Conozco bien los barrios trabajadores, porque me he criado en uno. Mucho de lo que ocurre en Trenes que pasan está tomado directamente del Zaidín granadino. Lo que yo me he planteado artísticamente es algo que tiene mucho de romántico, y que está relacionado con ese aburrimiento del realismo naturalista al que antes me refería; los pobres también necesitan la magia, tienen derecho a ella. Les tienen que ocurrir cosas increíbles, porque al espectador le agradará que alguien que sufre sea testigo de algo prodigioso. Eso lo sabía bien Dickens, que aderezó su realismo con esa magia de conejos en la chistera que de pronto cambiaba el futuro de un personaje. Así que me encanta proponer cambios mágicos, fantásticos, en escenarios puramente realistas.

Para acabar, me gustaría darle las gracias por haber construido un personaje como Anita, un personaje que enamora, que es biografía parlante de un país, eje irrompible del costumbrismo más exacto, pero sobre todo me gustaría darle las gracias por haberle dado vida a Fernando, ese Quijote ahíto de venturoso cinismo, el antihéroe capaz de devolverle la luz a la vapuleada estirpe del proletariado. ¿Cuántas veces le han felicitado por la corpulencia moral y estética de este personaje?

Anita es una maravilla. Un regalo para una actriz de teatro por encima de los 40. Tiene todo para enamorar al espectador: la inteligencia, el desparpajo, la claridad, la gracia… y un pasado que es una condena, del que tiene que salir para no consumirse.

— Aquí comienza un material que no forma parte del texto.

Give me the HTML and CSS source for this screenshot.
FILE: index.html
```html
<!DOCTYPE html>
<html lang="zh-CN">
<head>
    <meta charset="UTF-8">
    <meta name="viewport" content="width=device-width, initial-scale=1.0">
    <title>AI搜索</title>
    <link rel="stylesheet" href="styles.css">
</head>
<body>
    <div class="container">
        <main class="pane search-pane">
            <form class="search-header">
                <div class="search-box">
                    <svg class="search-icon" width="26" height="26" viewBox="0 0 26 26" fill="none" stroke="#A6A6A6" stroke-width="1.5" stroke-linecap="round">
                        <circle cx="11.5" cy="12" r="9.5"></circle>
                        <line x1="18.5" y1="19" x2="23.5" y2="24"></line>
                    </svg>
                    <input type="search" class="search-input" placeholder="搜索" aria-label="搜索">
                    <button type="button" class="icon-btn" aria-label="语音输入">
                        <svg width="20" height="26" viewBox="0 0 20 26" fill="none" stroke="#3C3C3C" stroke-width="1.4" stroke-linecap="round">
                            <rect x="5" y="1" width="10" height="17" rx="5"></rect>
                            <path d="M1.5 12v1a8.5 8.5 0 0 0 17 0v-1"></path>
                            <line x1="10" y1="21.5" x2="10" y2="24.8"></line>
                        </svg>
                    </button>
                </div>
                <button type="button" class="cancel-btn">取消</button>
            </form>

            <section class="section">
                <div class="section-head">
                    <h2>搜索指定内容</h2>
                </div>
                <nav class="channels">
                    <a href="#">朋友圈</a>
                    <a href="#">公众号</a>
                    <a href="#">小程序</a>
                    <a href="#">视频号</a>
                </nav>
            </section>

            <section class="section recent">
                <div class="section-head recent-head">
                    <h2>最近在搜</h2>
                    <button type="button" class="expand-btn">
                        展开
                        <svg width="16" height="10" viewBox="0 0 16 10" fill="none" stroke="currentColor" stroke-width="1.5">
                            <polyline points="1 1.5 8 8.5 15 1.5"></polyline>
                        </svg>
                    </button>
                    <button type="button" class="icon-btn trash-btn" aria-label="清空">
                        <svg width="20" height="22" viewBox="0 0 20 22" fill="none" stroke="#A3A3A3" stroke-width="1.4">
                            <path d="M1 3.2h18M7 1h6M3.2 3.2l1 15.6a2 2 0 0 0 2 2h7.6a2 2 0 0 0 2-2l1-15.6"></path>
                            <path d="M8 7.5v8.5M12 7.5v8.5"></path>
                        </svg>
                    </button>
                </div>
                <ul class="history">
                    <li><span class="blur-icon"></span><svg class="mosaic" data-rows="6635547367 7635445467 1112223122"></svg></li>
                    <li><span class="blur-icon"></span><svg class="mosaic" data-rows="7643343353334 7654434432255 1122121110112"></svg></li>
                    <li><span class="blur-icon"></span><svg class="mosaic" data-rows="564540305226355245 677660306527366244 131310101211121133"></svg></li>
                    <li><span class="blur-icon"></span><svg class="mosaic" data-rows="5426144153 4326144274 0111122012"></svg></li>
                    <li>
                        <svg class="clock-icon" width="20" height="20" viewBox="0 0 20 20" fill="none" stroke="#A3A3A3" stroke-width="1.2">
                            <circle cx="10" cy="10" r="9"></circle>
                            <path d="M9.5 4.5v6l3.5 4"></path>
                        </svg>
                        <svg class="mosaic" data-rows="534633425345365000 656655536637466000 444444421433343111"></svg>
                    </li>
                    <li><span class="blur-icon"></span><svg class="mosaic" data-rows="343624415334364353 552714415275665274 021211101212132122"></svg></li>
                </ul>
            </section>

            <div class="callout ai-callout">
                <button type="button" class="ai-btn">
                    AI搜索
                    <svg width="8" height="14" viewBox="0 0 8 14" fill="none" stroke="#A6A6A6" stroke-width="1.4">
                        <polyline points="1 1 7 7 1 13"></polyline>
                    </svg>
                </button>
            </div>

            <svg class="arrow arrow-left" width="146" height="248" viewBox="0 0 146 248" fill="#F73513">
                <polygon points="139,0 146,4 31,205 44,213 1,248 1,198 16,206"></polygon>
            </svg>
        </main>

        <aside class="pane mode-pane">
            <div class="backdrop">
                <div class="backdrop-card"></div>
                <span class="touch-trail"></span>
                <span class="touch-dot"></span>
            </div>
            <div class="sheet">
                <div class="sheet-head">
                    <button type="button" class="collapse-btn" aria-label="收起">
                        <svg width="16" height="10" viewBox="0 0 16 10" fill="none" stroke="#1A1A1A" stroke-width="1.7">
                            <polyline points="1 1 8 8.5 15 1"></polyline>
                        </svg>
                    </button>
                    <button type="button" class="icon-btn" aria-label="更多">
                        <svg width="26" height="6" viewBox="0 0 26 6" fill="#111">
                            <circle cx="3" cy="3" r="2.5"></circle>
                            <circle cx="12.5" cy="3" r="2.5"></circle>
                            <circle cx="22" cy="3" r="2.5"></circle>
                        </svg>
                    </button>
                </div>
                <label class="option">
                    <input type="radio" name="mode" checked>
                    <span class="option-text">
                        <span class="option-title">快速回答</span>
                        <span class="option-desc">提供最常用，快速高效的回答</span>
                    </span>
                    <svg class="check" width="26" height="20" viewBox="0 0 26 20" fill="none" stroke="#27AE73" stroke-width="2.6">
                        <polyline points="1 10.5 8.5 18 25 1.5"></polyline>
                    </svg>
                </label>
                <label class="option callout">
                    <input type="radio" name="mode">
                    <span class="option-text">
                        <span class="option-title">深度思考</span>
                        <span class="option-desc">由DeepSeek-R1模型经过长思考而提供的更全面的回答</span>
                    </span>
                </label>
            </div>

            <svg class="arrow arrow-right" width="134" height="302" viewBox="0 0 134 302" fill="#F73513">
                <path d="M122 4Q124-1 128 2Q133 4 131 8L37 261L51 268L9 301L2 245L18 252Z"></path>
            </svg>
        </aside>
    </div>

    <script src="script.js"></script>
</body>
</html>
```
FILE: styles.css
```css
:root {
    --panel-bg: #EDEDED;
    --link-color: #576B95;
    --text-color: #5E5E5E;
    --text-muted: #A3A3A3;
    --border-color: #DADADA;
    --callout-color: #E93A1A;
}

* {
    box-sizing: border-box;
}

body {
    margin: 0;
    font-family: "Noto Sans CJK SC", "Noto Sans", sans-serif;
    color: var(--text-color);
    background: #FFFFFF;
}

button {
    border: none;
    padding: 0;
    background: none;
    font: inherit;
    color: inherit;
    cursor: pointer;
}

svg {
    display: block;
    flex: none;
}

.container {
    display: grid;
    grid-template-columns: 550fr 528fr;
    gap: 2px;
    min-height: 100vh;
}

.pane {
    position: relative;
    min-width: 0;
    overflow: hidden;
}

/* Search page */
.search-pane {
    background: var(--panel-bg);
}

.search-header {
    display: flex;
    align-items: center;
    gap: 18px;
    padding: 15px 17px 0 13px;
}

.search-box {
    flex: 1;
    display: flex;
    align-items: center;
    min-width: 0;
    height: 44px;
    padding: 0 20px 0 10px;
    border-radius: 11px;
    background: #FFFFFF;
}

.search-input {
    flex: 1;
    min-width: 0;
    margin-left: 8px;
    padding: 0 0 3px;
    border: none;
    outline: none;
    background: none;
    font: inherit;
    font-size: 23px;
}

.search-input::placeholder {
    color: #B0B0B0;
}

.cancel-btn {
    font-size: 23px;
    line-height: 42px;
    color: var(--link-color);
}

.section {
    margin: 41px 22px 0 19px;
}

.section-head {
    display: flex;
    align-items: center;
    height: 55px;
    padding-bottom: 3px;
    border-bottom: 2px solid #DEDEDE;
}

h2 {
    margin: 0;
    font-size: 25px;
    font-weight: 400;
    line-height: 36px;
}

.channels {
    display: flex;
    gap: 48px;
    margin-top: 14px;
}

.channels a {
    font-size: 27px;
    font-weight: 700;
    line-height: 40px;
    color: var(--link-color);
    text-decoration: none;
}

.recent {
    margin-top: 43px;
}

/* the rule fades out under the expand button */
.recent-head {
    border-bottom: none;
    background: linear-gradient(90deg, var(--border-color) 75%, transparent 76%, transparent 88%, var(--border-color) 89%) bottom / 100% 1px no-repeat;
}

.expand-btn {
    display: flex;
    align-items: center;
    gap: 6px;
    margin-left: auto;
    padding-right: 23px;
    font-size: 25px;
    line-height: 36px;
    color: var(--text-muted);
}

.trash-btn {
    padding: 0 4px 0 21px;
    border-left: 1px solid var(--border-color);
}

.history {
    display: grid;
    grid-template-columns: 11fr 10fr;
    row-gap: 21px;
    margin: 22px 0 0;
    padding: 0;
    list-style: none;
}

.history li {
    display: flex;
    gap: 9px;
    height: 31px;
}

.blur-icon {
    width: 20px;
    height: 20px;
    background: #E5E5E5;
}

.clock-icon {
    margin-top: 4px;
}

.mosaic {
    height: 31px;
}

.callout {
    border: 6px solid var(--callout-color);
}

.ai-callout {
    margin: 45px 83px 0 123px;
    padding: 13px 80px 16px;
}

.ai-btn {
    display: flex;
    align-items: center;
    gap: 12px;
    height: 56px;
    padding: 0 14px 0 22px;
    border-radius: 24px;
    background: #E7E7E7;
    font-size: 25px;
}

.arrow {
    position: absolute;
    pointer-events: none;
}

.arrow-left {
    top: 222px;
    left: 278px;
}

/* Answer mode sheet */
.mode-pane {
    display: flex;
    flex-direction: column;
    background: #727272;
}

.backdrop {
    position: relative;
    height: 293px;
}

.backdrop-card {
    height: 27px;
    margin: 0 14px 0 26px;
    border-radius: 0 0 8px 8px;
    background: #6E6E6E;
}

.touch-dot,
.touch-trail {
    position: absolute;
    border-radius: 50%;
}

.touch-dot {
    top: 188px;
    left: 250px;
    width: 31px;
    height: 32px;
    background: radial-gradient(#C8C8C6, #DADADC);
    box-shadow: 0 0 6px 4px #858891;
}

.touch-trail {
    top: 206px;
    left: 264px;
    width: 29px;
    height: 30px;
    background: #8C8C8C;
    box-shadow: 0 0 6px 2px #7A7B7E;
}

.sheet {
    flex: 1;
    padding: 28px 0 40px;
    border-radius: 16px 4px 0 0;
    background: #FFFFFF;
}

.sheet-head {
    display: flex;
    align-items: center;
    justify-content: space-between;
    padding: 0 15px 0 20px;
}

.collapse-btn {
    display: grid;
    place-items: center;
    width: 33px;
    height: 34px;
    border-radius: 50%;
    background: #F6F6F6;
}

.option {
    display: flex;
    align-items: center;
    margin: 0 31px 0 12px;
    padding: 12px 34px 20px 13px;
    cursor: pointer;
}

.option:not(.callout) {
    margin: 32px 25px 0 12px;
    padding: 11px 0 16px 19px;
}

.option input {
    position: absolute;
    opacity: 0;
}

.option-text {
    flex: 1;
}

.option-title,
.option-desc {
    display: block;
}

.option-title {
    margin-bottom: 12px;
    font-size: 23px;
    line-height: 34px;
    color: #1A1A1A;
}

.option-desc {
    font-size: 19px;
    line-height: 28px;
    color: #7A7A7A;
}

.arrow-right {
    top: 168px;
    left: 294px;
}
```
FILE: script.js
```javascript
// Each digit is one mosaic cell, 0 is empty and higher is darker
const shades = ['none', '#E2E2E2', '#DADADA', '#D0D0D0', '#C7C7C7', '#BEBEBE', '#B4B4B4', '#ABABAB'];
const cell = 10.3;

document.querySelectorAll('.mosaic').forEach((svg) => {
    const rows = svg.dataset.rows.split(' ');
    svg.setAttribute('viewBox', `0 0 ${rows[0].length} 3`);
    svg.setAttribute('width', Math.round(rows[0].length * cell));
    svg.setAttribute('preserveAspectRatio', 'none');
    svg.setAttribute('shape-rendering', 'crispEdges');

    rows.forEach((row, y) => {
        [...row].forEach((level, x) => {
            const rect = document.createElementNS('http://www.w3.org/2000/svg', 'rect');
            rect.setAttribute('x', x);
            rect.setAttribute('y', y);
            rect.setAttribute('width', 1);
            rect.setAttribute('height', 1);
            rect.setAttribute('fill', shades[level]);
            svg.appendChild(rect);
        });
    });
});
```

Fernando es ese listo de barrio que todos conocemos. El filósofo de bar, el cuñao que va dando lecciones que no sabe aplicar a su propia vida. Pero tampoco quería hacer un perfil maniqueo, demonizador o ridiculizador, así que le añadí esa parte humana y especial que se vislumbra al final de la obra.

La verdad es que sí, que mucha gente me ha felicitado por la construcción de personajes en Trenes que pasan. Sobre todo por lo que comenta usted, la capacidad para contener humor y chispa al tiempo que se transita un drama intenso, desgarrador.